Tuesday, July 7, 2009

journey to a centum

i was irritated at the phone beeping in my bag. i hit the brakes in the pouring rain on a cold december day, retrieved the phone from my messenger bag and opened it with a terse, hello. "hey, it's lb . i'm at the lottery . guess who's name they just called?". i don't remember much of the phone call after that. i stood in the middle of the bike path in the pouring rain, late for work, smiling.

i remember the first time i ever heard of the western states 100. it was back when runnersworld still wrote about running and in the back of each magazine they did a "how they train" segment on runners of some acclaim. i used to cut out and keep my favorites. the one of matt carpenter sticks out as one that i still have. the other is of a strawberry blonde, moustached guy dressed in head to toe powerbar gear crossing the finish line of trail race from squaw valley to auburn, california. i remember opening the california state map and looking up auburn. tracing my fingers from lake tahoe to auburn. even on the map of a large state like california, the race seemed "big".
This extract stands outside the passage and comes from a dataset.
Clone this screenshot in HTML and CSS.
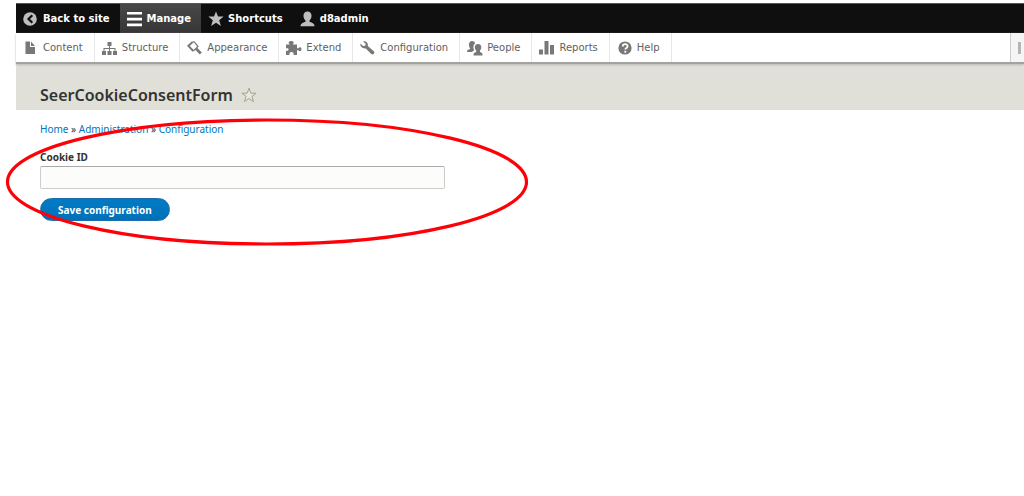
FILE: index.html
```html
<!DOCTYPE html>
<html lang="en">
<head>
<meta charset="utf-8">
<title>SeerCookieConsentForm</title>
<link rel="stylesheet" href="styles.css">
</head>
<body>
<div class="page">
  <nav class="bar" aria-label="Toolbar">
    <a class="tab" href="#"><svg class="icon" viewBox="0 0 16 16"><circle cx="7" cy="8" r="6.800" fill="#bebebe"/><path d="M9.300 4.200 5.500 8l3.800 3.800" fill="none" stroke="#0f0f0f" stroke-width="2.200"/></svg>Back to site</a>
    <a class="tab tab-active" href="#"><svg class="icon" viewBox="0 0 16 16"><path d="M0 1h15v2.600H0zM0 6.800h15v2.600H0zM0 12.600h15v2.600H0z" fill="#fff"/></svg>Manage</a>
    <a class="tab" href="#"><svg class="icon" viewBox="0 0 16 16"><path d="m8 .4 2 5.200h5.600l-4.400 3.600 1.700 5.800L8 11.700 3.100 15l1.700-5.800L.4 5.600H6z" fill="#bebebe"/></svg>Shortcuts</a>
    <a class="tab" href="#"><svg class="icon" viewBox="0 0 16 16"><path d="M7.500.5c2.600 0 4 1.700 4 4.300 0 2-.8 3.700-2 4.700v1.300c1.800.8 4.500 1.200 5 3.700v.8H.5v-.8c.5-2.500 3.200-2.900 5-3.700V9.500c-1.200-1-2-2.700-2-4.700 0-2.600 1.400-4.300 4-4.300z" fill="#bebebe"/></svg>d8admin</a>
  </nav>
  <div class="tray">
    <nav class="menu" aria-label="Administration">
      <a class="item" href="#"><svg class="icon" viewBox="0 0 16 16"><path d="M2.500 1.500H7v5.500h5v7H2.500zM8 1.500l4 4.500H8z"/></svg>Content</a>
      <a class="item" href="#"><svg class="icon" viewBox="0 0 16 16"><path d="M5.500 2h4v4H8v2h5.500v3H15v4h-4v-4h1.500V9H8v2h1.500v4h-4v-4H7V9H2.500v2H4v4H0v-4h1.500V8H7V6H5.500z"/></svg>Structure</a>
      <a class="item" href="#"><svg class="icon" viewBox="0 0 16 16"><path d="m5 2.500 2-.8 4 4.800L6.300 11" fill="none" stroke="#787878" stroke-width="1.200"/><path d="M0 5.800 5 1.200l1.200 1.600-3.400 3.200L7 10.300l-1.500 1.500zM10 7.500l4.800 4.900-2 2.100L8 9.400z"/></svg>Appearance</a>
      <a class="item" href="#"><svg class="icon" viewBox="0 0 16 16"><path d="M0 4.500h3.700C1.700 2.800 3 1 5.200 1s3.500 1.800 1.500 3.500H11V8.200h1.500c.6-1.300 3-1.200 3 1s-2.400 2.300-3 1H11V15H7.500c.7-2-.7-3-2-3s-2.700 1-2 3H0v-4.300c2 .5 2.500-.5 2.500-1.300S2 7.800 0 8.500z"/></svg>Extend</a>
      <a class="item" href="#"><svg class="icon" viewBox="0 0 16 16"><path d="M3 1.400C5.500.5 8.500 2.500 7.800 6l6 5.200c1.800 1.700-.7 4.400-2.500 2.800L5.800 8.400C2.700 9-.2 6.500.4 3.500L3 6l2.300-.3.300-2z"/></svg>Configuration</a>
      <a class="item" href="#"><svg class="icon" viewBox="0 0 16 16"><path d="M5 1c2 0 3 1 3 2.600C6 5 6 8 7 9.700L6.500 11l-2 1H0c0-2 1-2.300 3-3V8C1.300 6 1.500 1 5 1zM11 4c4 0 4 4.500 2 6.500V12c2 .5 2.500 1 2.500 3.500H6.500c0-2.500.7-3 2.700-3.500v-1.500C7.200 8.500 7.200 4 11 4z"/></svg>People</a>
      <a class="item" href="#"><svg class="icon" viewBox="0 0 16 16"><path d="M0 9.500h4v5H0zM5.500 1h4v13.500h-4zM11 5h4v9.500h-4z"/></svg>Reports</a>
      <a class="item" href="#"><svg class="icon" viewBox="0 0 16 16"><circle cx="8" cy="8" r="6.600"/><path d="M5.800 6.500c0-3 4.800-3 4.800-.2 0 1.700-2.300 1.700-2.300 3.300M8.300 10.800v2" fill="none" stroke="#fff" stroke-width="1.800"/></svg>Help</a>
    </nav>
    <button class="toggle" type="button" aria-label="Vertical orientation"><span class="toggle-mark"></span></button>
  </div>
  <header class="header">
    <h1 class="title">SeerCookieConsentForm</h1>
    <a class="star" href="#" aria-label="Add to shortcuts"><svg class="star-icon" viewBox="0 0 16 16"><path d="m8 1.200 1.800 5h5.300l-4.200 3.200 1.600 5.200L8 11.500l-4.500 3.100 1.600-5.200L.9 6.200h5.300z" fill="#e8e8df" stroke="#a5a48f"/></svg></a>
  </header>
  <main class="content">
    <nav class="crumbs" aria-label="Breadcrumb"><a href="#">Home</a> » <a href="#">Administration</a> » <a href="#">Configuration</a></nav>
    <form class="form">
      <label class="label" for="cookie-id">Cookie ID</label>
      <input class="field" id="cookie-id" type="text">
      <button class="save" type="button">Save configuration</button>
    </form>
  </main>
</div>
<svg class="callout" viewBox="0 0 524 130" aria-hidden="true"><ellipse cx="262" cy="65" rx="259.500" ry="62" fill="none" stroke="#ff0008" stroke-width="3.200"/></svg>
</body>
</html>
```
FILE: styles.css
```css
* { box-sizing: border-box; }
body {
  margin: 0;
  background: #fff;
  color: #333;
  font-family: "Noto Sans", sans-serif;
  font-size: 10px;
}
a { color: #0074bd; text-decoration: none; }
.page { padding: 3px 0 0 16px; }
.bar {
  display: flex;
  height: 30px;
  background: #0f0f0f;
  border-top: 1px solid #555;
  font: bold 10px "DejaVu Sans", sans-serif;
}
.tab, .item {
  display: flex;
  align-items: center;
  gap: 4px;
  padding: 0 11px 0 7px;
}
.tab { color: #fff; padding-right: 10px; }
.icon {
  flex: none;
  width: 16px;
  height: 16px;
  fill: #787878;
}
.tab-active { background: linear-gradient(#484848, #363636); }
.tray {
  display: flex;
  justify-content: space-between;
  height: 31px;
  background: #fff;
  border-bottom: 2px solid #a2a29f;
  box-shadow: 0 1px 2px #bbbbb5;
  position: relative;
}
.menu { display: flex; font: 10px "DejaVu Sans", sans-serif; }
.item { color: #616161; border-right: 1px solid #e6e6e6; }
.toggle {
  display: flex;
  align-items: center;
  justify-content: flex-end;
  width: 14px;
  padding: 0 3px 0 0;
  border: 0;
  border-left: 1px solid #ccc;
  background: #f5f5f5;
}
.toggle-mark { width: 3px; height: 12px; background: #b5b5b5; }
.header {
  display: flex;
  align-items: center;
  gap: 8px;
  padding: 18px 24px 2px;
  background: #e0e0d8;
}
.title {
  margin: 0;
  font: 600 16px/26px "Noto Sans", sans-serif;
}
.star { display: flex; }
.star-icon { width: 16px; height: 16px; }
.content { padding: 12px 24px; }
.crumbs { line-height: 14px; }
.form {
  display: flex;
  flex-direction: column;
  align-items: flex-start;
  margin-top: 14px;
}
.label { font-weight: 700; line-height: 14px; }
.field {
  width: 100%;
  max-width: 405px;
  height: 23px;
  margin: 2px 0 9px;
  padding: 2px 8px;
  border: 1px solid #ccc;
  border-top-color: #aaa;
  border-radius: 2px;
  background: #fcfcfa;
  font: inherit;
}
.save {
  height: 23px;
  padding: 0 17px;
  border: 1px solid #1e6cab;
  border-radius: 12px;
  background: linear-gradient(#007bc6, #0071b8);
  color: #fff;
  font: bold 10px "Noto Sans", sans-serif;
}
.callout {
  position: absolute;
  left: 5px;
  top: 117px;
  width: 524px;
  height: 130px;
  pointer-events: none;
}
```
i've been lottery lucky, then injured with a major injury that took me out of running for a year. the next year, relocated westward and healthy i was lucky enough to race my way in via the montrail ultra cup. a sudden loss kept me from the starting line that year. then the lottery found me again, where i trained for 6 months only to experience the fires that so many of us had to deal with last year. depression, lack of motivation and finally, injury again. frustrated, i had actually let go of my western states dream this march, only to see my spirit respond. i hesitate to use the word miracle, but the emotional release seemed to put me over the top and i could enjoy this, again. spiritually. physically, my body responded. finally, undertrained but ready, 12 weeks later on june 27th, i was actually in squaw valley ready to run. it seemed like an undergrad education without the sabbatical to europe to "find myself". 4 years, 4 very different paths to my place behind that banner in squaw.